The benefits of tail calls is that compilers are smart enough to optimize tail calls and hence these recursive calls are not as expensive computationally.
Moreover, because of lexical scoping we can use any variable binding
in the helper function without explicitly passing it during every
call. This makes for very readable code. Using an accumulator to store the intermediate results also helps us avoid re-computation of already computed values. This is called memoization.

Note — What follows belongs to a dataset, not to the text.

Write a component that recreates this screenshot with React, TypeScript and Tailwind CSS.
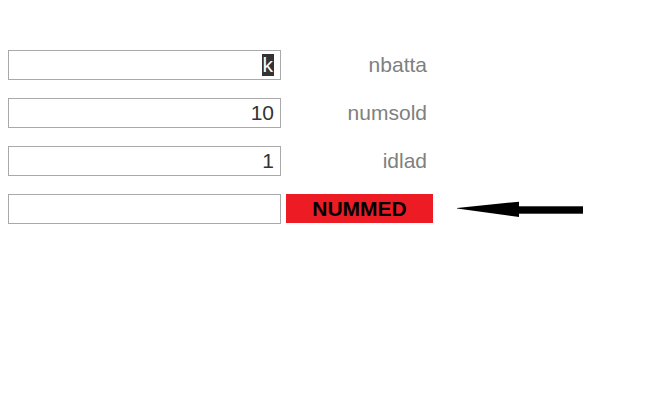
import React from "react";

const rows = [
  { value: "k", label: "nbatta", selected: true },
  { value: "10", label: "numsold" },
  { value: "1", label: "idlad" },
];

function Field({ value, selected }: { value: string; selected?: boolean }) {
  return (
    <div className="flex h-[30px] w-[273px] items-center justify-end border border-[#a9a9a9] bg-white pr-[6px] text-[21px] text-[#333]">
      {selected ? (
        <span className="bg-[#333] px-px leading-[22px] text-white">{value}</span>
      ) : (
        <span>{value}</span>
      )}
    </div>
  );
}

function Arrow() {
  return (
    <svg width="126" height="17" viewBox="0 0 126 17" className="ml-[19px]">
      <polygon points="0,7 62,0.7 62,16 0,7.6" fill="#000" />
      <rect x="61" y="5.3" width="65" height="7.4" fill="#000" />
    </svg>
  );
}

export default function App() {
  return (
    <div className="min-h-[414px] bg-white pl-2 pt-[50px] font-['Liberation_Sans',Arial,sans-serif]">
      <div className="flex flex-col gap-[18px]">
        {rows.map((r) => (
          <div key={r.label} className="flex h-[30px] items-center gap-[5px]">
            <Field value={r.value} selected={r.selected} />
            <div className="w-[147px] pr-[6px] text-right text-[21px] text-[#808080]">
              {r.label}
            </div>
          </div>
        ))}
        <div className="flex h-[30px] items-center gap-[5px]">
          <Field value="" />
          <div className="flex h-[29px] w-[147px] items-center justify-center self-start bg-[#ed1c24] text-[21px] font-bold text-black">
            NUMMED
          </div>
          <Arrow />
        </div>
      </div>
    </div>
  );
}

Wrapping up and Reflections.¶
This was by-far the most amazing course I have ever taken. I am 95%
confident that this is exactly what I want to study going forward. It
was quite challenging as well. Had a tough tiem figuring out work (I
need to pay my bills :-P) and this course and a bunch of ofther
commitments. I reckon I spent about 20 hours a week on this particular
course. Anyway, super fun, can't wait for Part B.
Since I paid for this course (first online course I paid for) I got a
certificate. My official final score is 95.1% which is good
enough. This is
my online certificate.
I am using the Gitlab
repo
Programming_languages_coursera to
keep track of all my exercises and solutions. Currently I am keeping
notes in a single large document with tons of comments. I haven't
found a better way.
Its been a long time since I finished this course. I got detracted
from my plan to start Part B ASAP.
I plan to revisit the challenge problems of week 2 and week 3 before
starting Part B, which should take about a week more.